On pourrait continuer de remplir ce catalogue pendant longtemps. Notons seulement que près de chez nous, nos voisins belges se sont mis en grève générale pour dénoncer l’austérité qui leur est imposée, au nom de la lutte contre la crise. Malgré une virulente campagne antisyndicale menée par les politiciens et les médias, la grève a été largement suivie du fait qu’elle était convoquée par les trois grandes centrales syndicales (FGTB, CSC et FSGLB).
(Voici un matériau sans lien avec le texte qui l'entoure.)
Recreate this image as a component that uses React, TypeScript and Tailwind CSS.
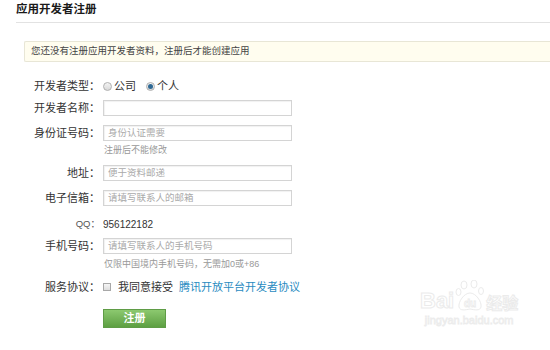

La dirigeante de la FGTB (socialiste) rappelle que les mesures d’austérité annoncées « sont contre-productives, car dans les pays où on a fait la même chose c’est devenu pire qu’avant ».
Et tiens, puisque la compétitivité est le leitmotiv de tous les patrons de par le monde, et des gouvernements qui les représentent, une journée d’action syndicale à l’appel de la CES (Confédération européenne des syndicats) aura lieu le 29 février, veille du sommet des dirigeants européens dont le but est de renforcer la discipline budgétaire au sein de l’Union Européenne. 84 organisations syndicales doivent participer à cette journée d’action partout en Europe pour s’opposer à l’austérité qui s’annonce. Mais syndiqués ou non, il s’agira de faire entendre notre voix pour dire une fois de plus que non, nous ne paierons pas leur crise, et que oui, nous voulons travailler moins, sans gagner moins, pour vivre mieux.